▶ WHAT THE TASK ASKS: Each line that holds the word "this" counts once; give the total number of such lines and nothing else.

▶ SUPPLIED MATERIAL:
--- BEGIN ---
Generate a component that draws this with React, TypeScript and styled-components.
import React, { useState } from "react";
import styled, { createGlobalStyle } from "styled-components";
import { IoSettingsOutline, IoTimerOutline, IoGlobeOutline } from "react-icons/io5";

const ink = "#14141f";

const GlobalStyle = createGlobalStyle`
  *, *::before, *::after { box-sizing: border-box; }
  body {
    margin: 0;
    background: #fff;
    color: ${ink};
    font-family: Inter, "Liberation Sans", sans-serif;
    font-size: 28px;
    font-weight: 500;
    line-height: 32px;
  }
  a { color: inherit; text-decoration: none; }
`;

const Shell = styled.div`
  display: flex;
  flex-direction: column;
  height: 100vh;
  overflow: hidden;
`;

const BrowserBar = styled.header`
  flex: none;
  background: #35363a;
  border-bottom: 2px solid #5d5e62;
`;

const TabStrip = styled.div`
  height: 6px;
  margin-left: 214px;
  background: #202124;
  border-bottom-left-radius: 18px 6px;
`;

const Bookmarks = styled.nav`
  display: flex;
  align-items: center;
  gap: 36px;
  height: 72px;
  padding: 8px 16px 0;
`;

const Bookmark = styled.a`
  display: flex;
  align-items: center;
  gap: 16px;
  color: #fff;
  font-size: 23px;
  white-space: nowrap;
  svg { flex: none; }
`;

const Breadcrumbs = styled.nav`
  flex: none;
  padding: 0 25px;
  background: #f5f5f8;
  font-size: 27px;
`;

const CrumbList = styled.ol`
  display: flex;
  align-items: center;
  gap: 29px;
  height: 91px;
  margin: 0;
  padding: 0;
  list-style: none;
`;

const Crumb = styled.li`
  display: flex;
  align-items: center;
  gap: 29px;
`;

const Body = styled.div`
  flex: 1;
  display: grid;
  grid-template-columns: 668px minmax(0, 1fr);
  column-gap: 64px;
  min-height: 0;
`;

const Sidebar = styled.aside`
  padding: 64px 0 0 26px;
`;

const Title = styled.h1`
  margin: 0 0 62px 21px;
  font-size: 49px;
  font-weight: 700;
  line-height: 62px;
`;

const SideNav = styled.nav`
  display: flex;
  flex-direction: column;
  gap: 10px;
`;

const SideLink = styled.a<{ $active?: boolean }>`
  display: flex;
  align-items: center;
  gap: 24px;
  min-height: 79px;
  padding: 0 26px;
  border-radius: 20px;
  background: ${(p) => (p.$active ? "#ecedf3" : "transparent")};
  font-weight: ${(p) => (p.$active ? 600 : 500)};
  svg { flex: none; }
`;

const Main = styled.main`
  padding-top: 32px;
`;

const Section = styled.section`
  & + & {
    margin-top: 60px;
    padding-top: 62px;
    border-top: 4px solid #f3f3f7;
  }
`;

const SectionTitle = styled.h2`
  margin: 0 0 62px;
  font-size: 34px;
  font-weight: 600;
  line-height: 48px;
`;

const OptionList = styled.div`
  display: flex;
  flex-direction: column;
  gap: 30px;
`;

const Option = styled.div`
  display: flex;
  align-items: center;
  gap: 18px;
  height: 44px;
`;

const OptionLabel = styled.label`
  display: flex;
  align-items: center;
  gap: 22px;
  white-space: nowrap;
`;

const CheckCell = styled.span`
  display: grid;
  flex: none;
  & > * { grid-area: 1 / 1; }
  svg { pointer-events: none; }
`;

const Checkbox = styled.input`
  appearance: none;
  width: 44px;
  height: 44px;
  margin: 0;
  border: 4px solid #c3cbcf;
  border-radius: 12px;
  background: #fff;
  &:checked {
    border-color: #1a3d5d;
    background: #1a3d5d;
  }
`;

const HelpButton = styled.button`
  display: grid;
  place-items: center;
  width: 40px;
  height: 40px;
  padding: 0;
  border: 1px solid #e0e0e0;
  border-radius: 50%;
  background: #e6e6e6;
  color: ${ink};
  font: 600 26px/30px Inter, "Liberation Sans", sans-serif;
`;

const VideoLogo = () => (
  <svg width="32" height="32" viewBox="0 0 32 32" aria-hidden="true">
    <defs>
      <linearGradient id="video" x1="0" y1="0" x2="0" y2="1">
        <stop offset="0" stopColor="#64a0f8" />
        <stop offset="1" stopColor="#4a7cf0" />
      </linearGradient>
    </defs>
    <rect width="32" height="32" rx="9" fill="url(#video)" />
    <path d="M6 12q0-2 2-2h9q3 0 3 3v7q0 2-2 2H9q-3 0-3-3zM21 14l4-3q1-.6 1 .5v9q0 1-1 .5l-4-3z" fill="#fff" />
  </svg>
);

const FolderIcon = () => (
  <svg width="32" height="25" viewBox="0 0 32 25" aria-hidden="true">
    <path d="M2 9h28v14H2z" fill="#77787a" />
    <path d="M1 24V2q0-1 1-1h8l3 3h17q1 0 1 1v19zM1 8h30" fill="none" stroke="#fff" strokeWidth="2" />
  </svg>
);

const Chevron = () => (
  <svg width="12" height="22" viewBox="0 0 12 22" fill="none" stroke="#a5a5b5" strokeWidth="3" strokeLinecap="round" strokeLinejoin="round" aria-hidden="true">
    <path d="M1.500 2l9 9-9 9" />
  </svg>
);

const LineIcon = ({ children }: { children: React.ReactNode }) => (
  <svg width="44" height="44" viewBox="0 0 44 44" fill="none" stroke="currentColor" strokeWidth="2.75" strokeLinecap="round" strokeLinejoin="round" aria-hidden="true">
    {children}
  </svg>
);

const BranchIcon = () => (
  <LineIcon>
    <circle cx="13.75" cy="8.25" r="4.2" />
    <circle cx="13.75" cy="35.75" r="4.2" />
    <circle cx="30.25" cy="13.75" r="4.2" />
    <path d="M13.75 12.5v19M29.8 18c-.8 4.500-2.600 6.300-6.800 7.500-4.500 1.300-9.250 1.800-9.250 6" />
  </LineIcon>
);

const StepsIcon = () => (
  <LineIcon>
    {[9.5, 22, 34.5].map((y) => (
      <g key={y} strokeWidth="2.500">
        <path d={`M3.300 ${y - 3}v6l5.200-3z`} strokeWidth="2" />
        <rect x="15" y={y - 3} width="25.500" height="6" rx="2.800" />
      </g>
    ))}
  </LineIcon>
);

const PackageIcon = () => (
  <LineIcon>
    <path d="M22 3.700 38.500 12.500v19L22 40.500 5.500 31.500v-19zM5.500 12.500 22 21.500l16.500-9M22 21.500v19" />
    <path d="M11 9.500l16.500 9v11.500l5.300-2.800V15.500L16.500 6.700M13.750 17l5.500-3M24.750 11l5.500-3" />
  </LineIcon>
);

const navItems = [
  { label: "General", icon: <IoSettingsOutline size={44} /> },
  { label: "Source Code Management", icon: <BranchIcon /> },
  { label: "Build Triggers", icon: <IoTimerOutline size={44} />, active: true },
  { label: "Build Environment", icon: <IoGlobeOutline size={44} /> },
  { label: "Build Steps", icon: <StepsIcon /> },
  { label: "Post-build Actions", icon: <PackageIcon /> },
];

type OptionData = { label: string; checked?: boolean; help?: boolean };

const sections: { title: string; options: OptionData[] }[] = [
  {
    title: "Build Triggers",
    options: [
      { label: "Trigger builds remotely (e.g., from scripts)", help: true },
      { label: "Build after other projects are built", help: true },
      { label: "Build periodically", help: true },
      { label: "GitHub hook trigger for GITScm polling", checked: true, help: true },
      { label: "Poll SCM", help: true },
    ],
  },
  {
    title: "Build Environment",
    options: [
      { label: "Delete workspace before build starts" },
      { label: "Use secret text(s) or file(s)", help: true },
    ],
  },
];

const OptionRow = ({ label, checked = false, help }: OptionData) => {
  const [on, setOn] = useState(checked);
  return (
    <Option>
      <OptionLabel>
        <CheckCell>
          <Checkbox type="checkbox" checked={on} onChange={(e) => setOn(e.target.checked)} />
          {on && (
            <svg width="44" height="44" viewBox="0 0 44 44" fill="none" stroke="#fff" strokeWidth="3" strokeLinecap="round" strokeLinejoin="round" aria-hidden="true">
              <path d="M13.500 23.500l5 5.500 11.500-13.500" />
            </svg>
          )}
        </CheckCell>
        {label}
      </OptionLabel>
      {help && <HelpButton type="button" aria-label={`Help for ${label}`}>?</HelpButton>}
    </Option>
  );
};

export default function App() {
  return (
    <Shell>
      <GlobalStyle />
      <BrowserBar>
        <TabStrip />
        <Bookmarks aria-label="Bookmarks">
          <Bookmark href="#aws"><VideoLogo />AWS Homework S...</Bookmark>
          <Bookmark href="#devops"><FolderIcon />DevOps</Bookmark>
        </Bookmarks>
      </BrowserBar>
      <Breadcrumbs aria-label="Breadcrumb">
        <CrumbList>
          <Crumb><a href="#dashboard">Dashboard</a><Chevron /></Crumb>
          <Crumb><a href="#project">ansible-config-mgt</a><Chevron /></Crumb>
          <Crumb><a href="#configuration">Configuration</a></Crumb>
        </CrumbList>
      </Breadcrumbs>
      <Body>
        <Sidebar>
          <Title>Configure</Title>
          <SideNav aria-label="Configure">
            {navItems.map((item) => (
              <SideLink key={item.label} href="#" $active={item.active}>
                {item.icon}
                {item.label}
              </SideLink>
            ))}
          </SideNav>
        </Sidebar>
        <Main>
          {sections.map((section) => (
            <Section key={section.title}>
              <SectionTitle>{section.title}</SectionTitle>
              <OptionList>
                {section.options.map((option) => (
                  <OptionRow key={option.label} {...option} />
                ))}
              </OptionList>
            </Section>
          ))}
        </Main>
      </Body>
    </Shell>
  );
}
--- END ---
--- BEGIN ---
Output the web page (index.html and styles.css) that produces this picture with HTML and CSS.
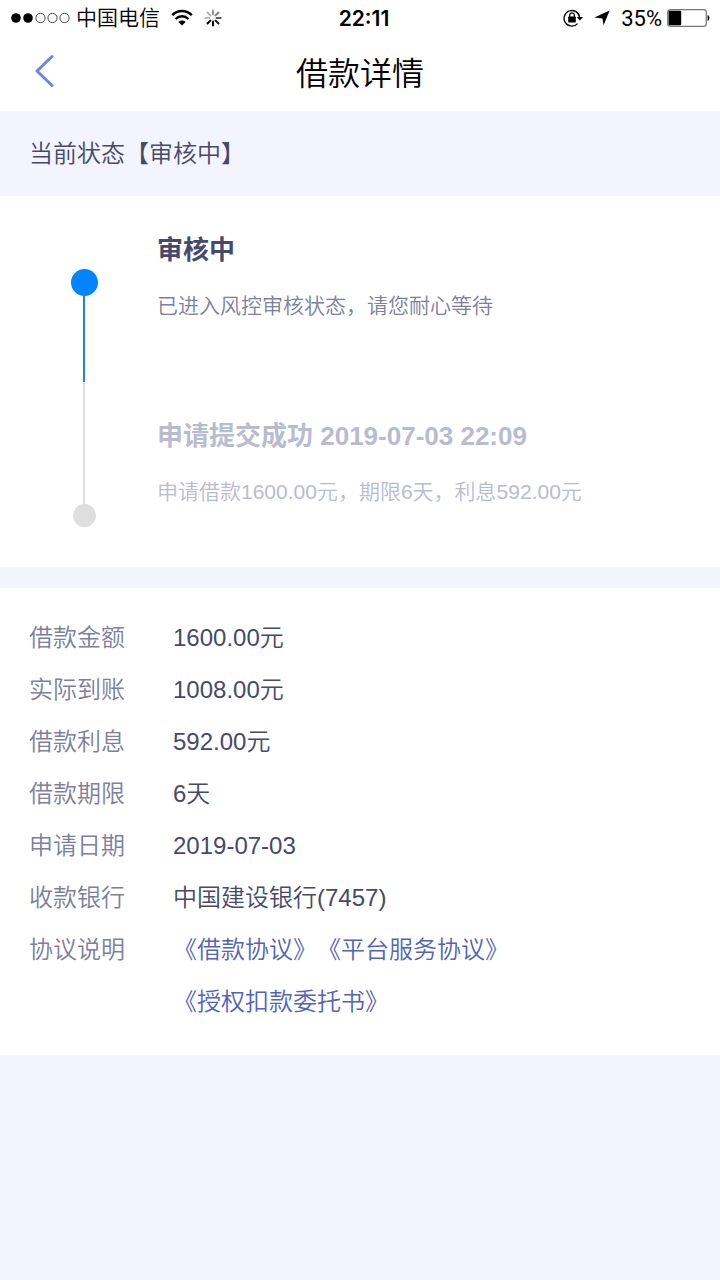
--- END ---
▶ REPLY: 2